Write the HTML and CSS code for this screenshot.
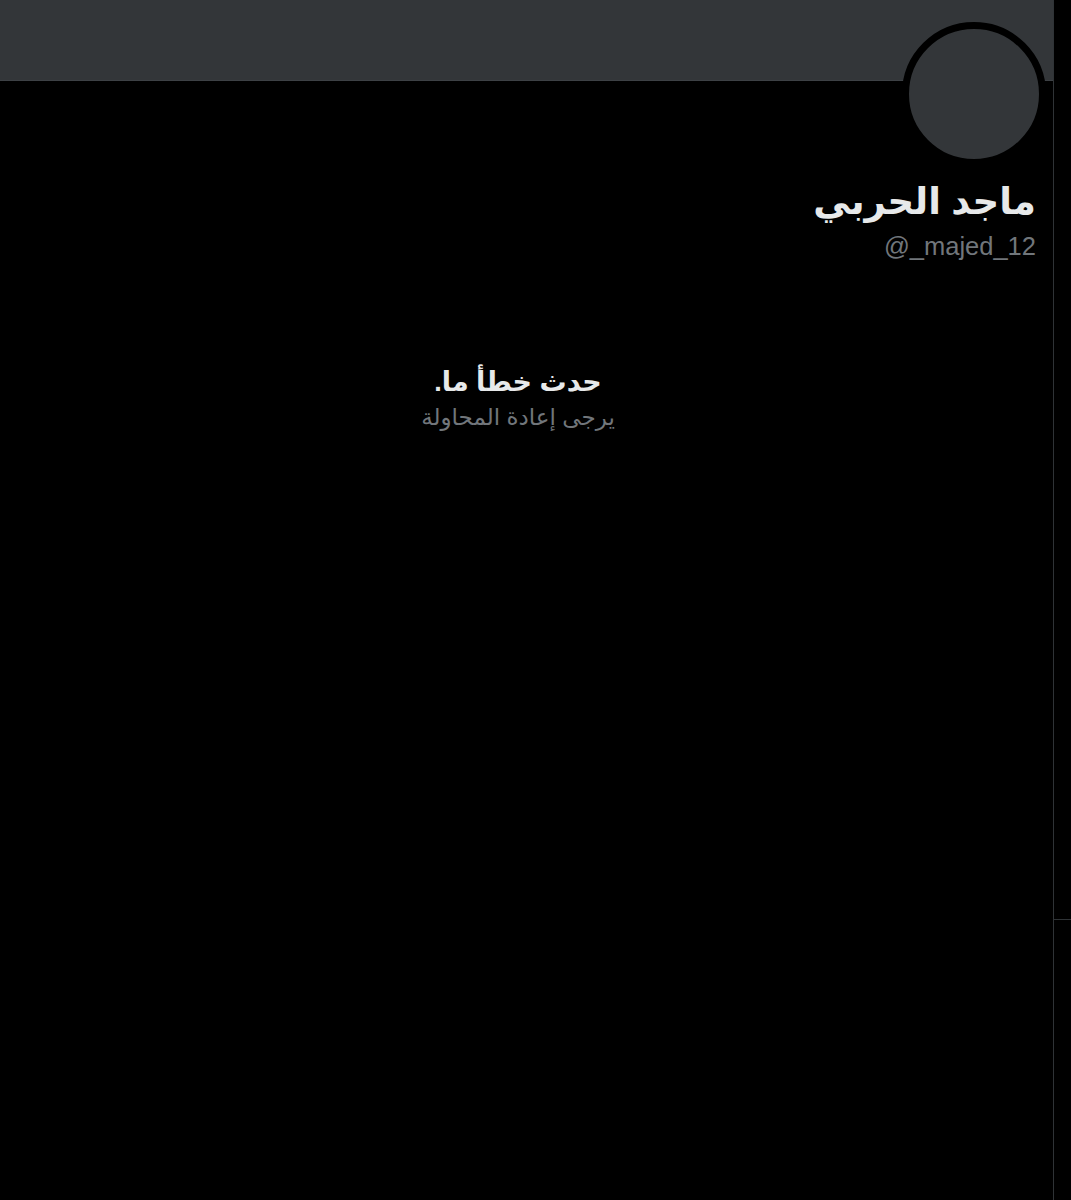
FILE: index.html
```html
<!DOCTYPE html>
<html lang="ar" dir="rtl">
<head>
    <meta charset="UTF-8">
    <title>ماجد الحربي</title>
    <link rel="stylesheet" href="styles.css">
</head>
<body>
    <div class="page">
        <div class="side">
            <div class="side-top"></div>
        </div>
        <div class="main">
            <div class="banner"></div>
            <div class="profile">
                <div class="avatar"></div>
                <div class="name">ماجد الحربي</div>
                <div class="handle" dir="ltr">@_majed_12</div>
            </div>
            <div class="error">
                <div class="error-title">حدث خطأ ما.</div>
                <div class="error-text">يرجى إعادة المحاولة</div>
            </div>
        </div>
    </div>
</body>
</html>
```

FILE: styles.css
```css
body {
    margin: 0;
    padding: 0;
    background-color: #000;
    color: #e7e9ea;
    font-family: "Liberation Sans", "DejaVu Sans", sans-serif;
}
.page {
    display: flex;
    min-height: 1200px;
}
.main {
    width: 1053px;
    border-right: 1px solid #2f3336;
}
.side {
    flex: 1;
}
.side-top {
    height: 919px;
    border-bottom: 1px solid #2f3336;
}
.banner {
    height: 80px;
    background-color: #333639;
    border-bottom: 1px solid #3d4145;
}
.profile {
    padding: 0 17px 0 0;
}
.avatar {
    width: 130px;
    height: 130px;
    border: 7px solid #000;
    border-radius: 50%;
    background-color: #333639;
    margin-top: -59px;
    margin-right: -10px;
}
.name {
    font-size: 37px;
    font-weight: bold;
    line-height: 40px;
    margin-top: 16px;
}
.handle {
    font-size: 25.5px;
    line-height: 40px;
    color: #71767b;
    text-align: right;
    margin-top: 4px;
}
.error {
    text-align: center;
    margin-top: 98px;
    padding-right: 17px;
}
.error-title {
    font-size: 27px;
    font-weight: bold;
    line-height: 36px;
}
.error-text {
    font-size: 23px;
    line-height: 34px;
    color: #71767b;
}
```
══════════
WHAT IS NEEDED
Without including any picture, repeat the data exactly.

PROBLEM SOLUTION
Write the HTML and CSS code for this screenshot.
FILE: index.html
```html
<!DOCTYPE html>
<html lang="ar" dir="rtl">
<head>
    <meta charset="UTF-8">
    <title>ماجد الحربي</title>
    <link rel="stylesheet" href="styles.css">
</head>
<body>
    <div class="page">
        <div class="side">
            <div class="side-top"></div>
        </div>
        <div class="main">
            <div class="banner"></div>
            <div class="profile">
                <div class="avatar"></div>
                <div class="name">ماجد الحربي</div>
                <div class="handle" dir="ltr">@_majed_12</div>
            </div>
            <div class="error">
                <div class="error-title">حدث خطأ ما.</div>
                <div class="error-text">يرجى إعادة المحاولة</div>
            </div>
        </div>
    </div>
</body>
</html>
```

FILE: styles.css
```css
body {
    margin: 0;
    padding: 0;
    background-color: #000;
    color: #e7e9ea;
    font-family: "Liberation Sans", "DejaVu Sans", sans-serif;
}
.page {
    display: flex;
    min-height: 1200px;
}
.main {
    width: 1053px;
    border-right: 1px solid #2f3336;
}
.side {
    flex: 1;
}
.side-top {
    height: 919px;
    border-bottom: 1px solid #2f3336;
}
.banner {
    height: 80px;
    background-color: #333639;
    border-bottom: 1px solid #3d4145;
}
.profile {
    padding: 0 17px 0 0;
}
.avatar {
    width: 130px;
    height: 130px;
    border: 7px solid #000;
    border-radius: 50%;
    background-color: #333639;
    margin-top: -59px;
    margin-right: -10px;
}
.name {
    font-size: 37px;
    font-weight: bold;
    line-height: 40px;
    margin-top: 16px;
}
.handle {
    font-size: 25.5px;
    line-height: 40px;
    color: #71767b;
    text-align: right;
    margin-top: 4px;
}
.error {
    text-align: center;
    margin-top: 98px;
    padding-right: 17px;
}
.error-title {
    font-size: 27px;
    font-weight: bold;
    line-height: 36px;
}
.error-text {
    font-size: 23px;
    line-height: 34px;
    color: #71767b;
}
```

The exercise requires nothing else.